This specific theme is chosen, in order to highlight certain educational ideas with a clear connection to the European ideology trying to get formed in recent years:
1) Justice and Social Order in The Oresteia
Democracy, emerging in the city-state of Athens, allowed unprecedented power to her citizens. Among these new powers was the ability to legislate. Yet, legislation was not without its problems. First, the citizens must agree upon what is just and unjust, and then enforce the law by bringing the unjust to reconcile their guilt with the public through trial, and finally dispense the appropriate penalty. This evolution was not without concern. The Greeks were attempting to establish a governmental system which would span the middle ground between anarchy and despotism.
2) Progression from Evil to Good in Oresteia
Progression from Evil to Good in Oresteia Aeschylus’ use of darkness and light as a consistent image in the Oresteia depicts a progression from evil to good, disorder to order. In the Oresteia, there exists a situation among mortals that has got out of control; a cycle of death has arisen in the house of Atreus.
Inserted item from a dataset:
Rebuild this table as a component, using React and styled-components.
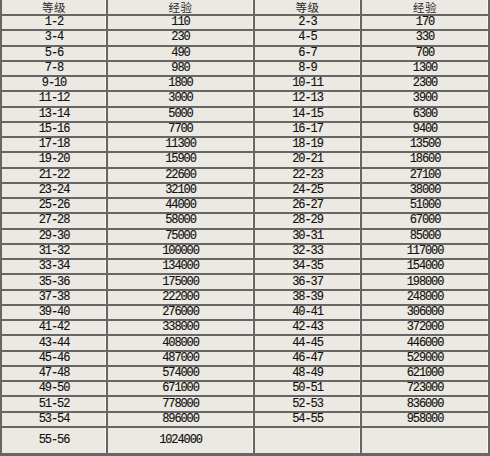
import React from "react";
import styled, { createGlobalStyle } from "styled-components";

const GlobalStyle = createGlobalStyle`
  html, body {
    margin: 0;
    padding: 0;
    background: #ffffff;
  }
`;

const Table = styled.div`
  display: grid;
  grid-template-columns: 104px 145px 105px 126px;
  grid-template-rows: 14px repeat(27, 1fr) 25px;
  gap: 2px;
  width: 490px;
  height: 456px;
  box-sizing: border-box;
  padding: 0 2px 3px 2px;
  background: #666666;
`;

const Cell = styled.div`
  display: flex;
  align-items: center;
  justify-content: center;
  background: #ece9e2;
  box-shadow: inset -1px 0 0 #f7f6f2;
  color: #111111;
  font-family: "Liberation Mono", "Noto Sans CJK SC", monospace;
  font-size: 12px;
  letter-spacing: -1.1px;
  -webkit-text-stroke: 0.15px #111111;
  line-height: 13px;
  white-space: nowrap;
`;

const HeadCell = styled(Cell)`
  font-family: "Noto Sans CJK SC", sans-serif;
  font-size: 11.5px;
  line-height: 14px;
  letter-spacing: 0.5px;
  -webkit-text-stroke: 0;
  color: #2a2a2a;
`;

const left = [
  ["1-2", "110"], ["3-4", "230"], ["5-6", "490"], ["7-8", "980"],
  ["9-10", "1800"], ["11-12", "3000"], ["13-14", "5000"], ["15-16", "7700"],
  ["17-18", "11300"], ["19-20", "15900"], ["21-22", "22600"], ["23-24", "32100"],
  ["25-26", "44000"], ["27-28", "58000"], ["29-30", "75000"], ["31-32", "100000"],
  ["33-34", "134000"], ["35-36", "175000"], ["37-38", "222000"], ["39-40", "276000"],
  ["41-42", "338000"], ["43-44", "408000"], ["45-46", "487000"], ["47-48", "574000"],
  ["49-50", "671000"], ["51-52", "778000"], ["53-54", "896000"], ["55-56", "1024000"],
];

const right = [
  ["2-3", "170"], ["4-5", "330"], ["6-7", "700"], ["8-9", "1300"],
  ["10-11", "2300"], ["12-13", "3900"], ["14-15", "6300"], ["16-17", "9400"],
  ["18-19", "13500"], ["20-21", "18600"], ["22-23", "27100"], ["24-25", "38000"],
  ["26-27", "51000"], ["28-29", "67000"], ["30-31", "85000"], ["32-33", "117000"],
  ["34-35", "154000"], ["36-37", "198000"], ["38-39", "248000"], ["40-41", "306000"],
  ["42-43", "372000"], ["44-45", "446000"], ["46-47", "529000"], ["48-49", "621000"],
  ["50-51", "723000"], ["52-53", "836000"], ["54-55", "958000"], ["", ""],
];

export default function App() {
  return (
    <>
      <GlobalStyle />
      <Table>
        <HeadCell>等级</HeadCell>
        <HeadCell>经验</HeadCell>
        <HeadCell>等级</HeadCell>
        <HeadCell>经验</HeadCell>
        {left.map((row, i) => (
          <React.Fragment key={i}>
            <Cell>{row[0]}</Cell>
            <Cell>{row[1]}</Cell>
            <Cell>{right[i][0]}</Cell>
            <Cell>{right[i][1]}</Cell>
          </React.Fragment>
        ))}
      </Table>
    </>
  );
}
There also exists a divine disorder within the story which, as the situation of the mortals, must be brought to resolution: the Furies, an older generation of gods, are in conflict with the younger Olympian gods, because they have been refused their ancient right to avenge murders between members of the same family.
In the trilogy Oresteia, the issues concerned are the transformation from vengeance to law, from chaos to peace, from dependence to independence, and from old to new. These four significant changes all take place throughout the play and are somewhat parallel to the transformations that were going on in Ancient Greece. In Aeschylus’ trilogy, the Greeks’ justice system went through a transformation from old to new ways. In the beginning of the trilogy, the characters settle their matters, both personal and professional, with vengeance. In the end Justice and democracy win!
In The Eumenides and Agamemnon of The Oresteia trilogy, Aeschylus constructs an over-arching metaphor for elements of the new Athenian democracy. The chorus in each play represents the people who feel under-represented and disrespected, by the society’s changing values. In The Eumenides, the chorus of Furies is frustrated with the younger gods and infringements on their power; in Agamemnon the chorus fears more the control of an effective woman in Clytemnestra rather than the leadership of fruitless Agamemnon. Both choruses take direct actions thought to ensure their prominence.